The first and so far the best translation (by late Bahman Farzaneh) of Marquez’s One Hundred Years of Solitude was published in 1974 by Amir Kabir Publications. It hit a high record of success and put its magic spell on almost all Iranian writers as well as avid readers of the time. The craze for Magic Realism declined though, after two or three decades of steady publication of almost all his works, with the arrival of new voices. In 1990s, in line with the decline of the Marquez Effect, periodicals and newspapers started to speak of ‘the end of One Hundred Years of Solitude,’ yet the book sales statistics would go against it. In 2012, simultaneous with the publication of Bolano’s writings in Persian as the new Latin American hero, another translation of The Autumn of the Patriarch was released by Saless Publications.

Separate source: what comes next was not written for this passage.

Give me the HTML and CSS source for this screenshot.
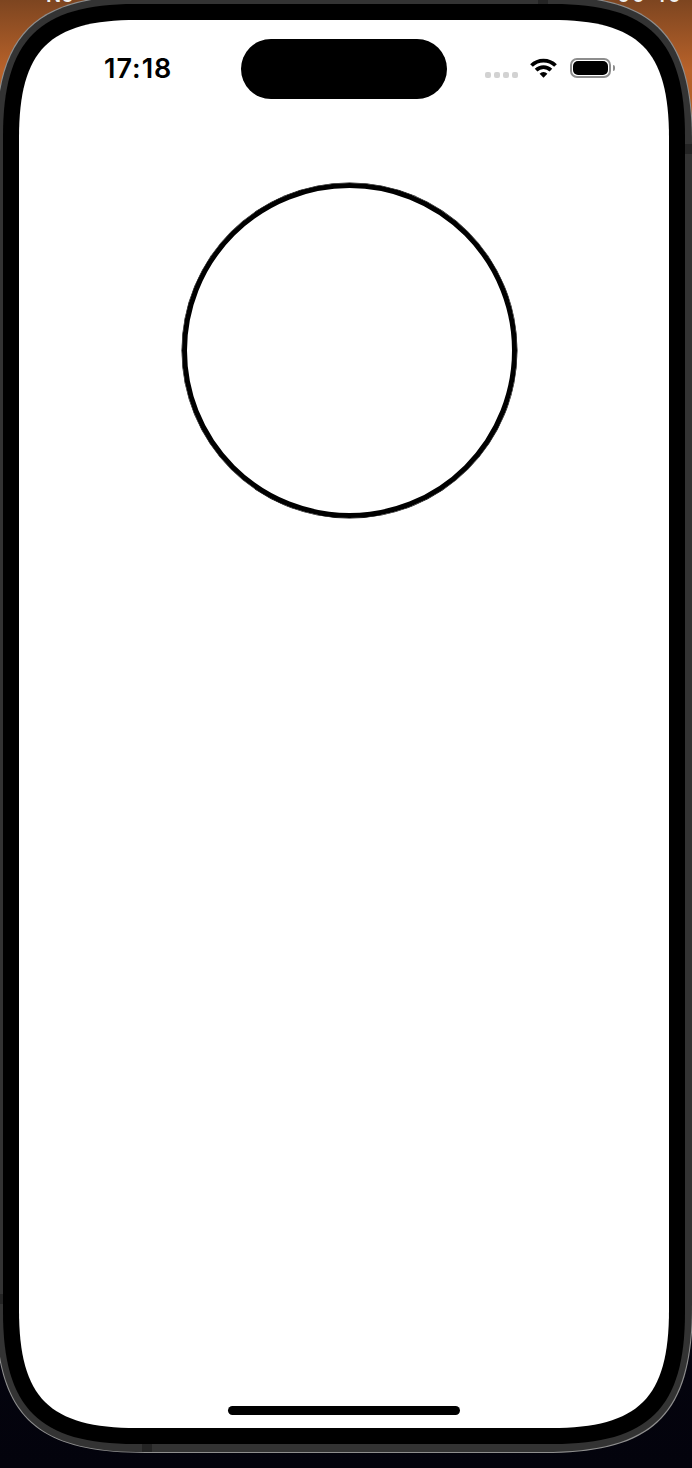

In the last few days many critics have declared the Marquez Effect a transitory craze doomed to decline, while some others still regard him as the spiritual father of an aspiring generation that in the end, failed to internalize or localize magic realism – hence they came to no end and perforce dropped him in favor of more promising techniques.
It is often taken for granted, however, that the Iranian craze for magic realism partially resulted from their historical affinity with the genre, of the tales they had heard from their grandmothers – the true heirs of Scheherzade’s storytelling tradition. A revival of grandmotherly telling of tales, Magic Realism sparked up their memories of the past that had been waning already under the influence of the western Modernist trends.
A quick look at The Parsagon Review’s Top 7×7 List shows that four out of ten participating writers – those who have spent the prime in the period of Latin American Boom – have mentioned Marquez as a lifelong inspiration. And so do we raise our hats (and probably our veils) in respect for the eternal flight of a very old man born with enormous wings.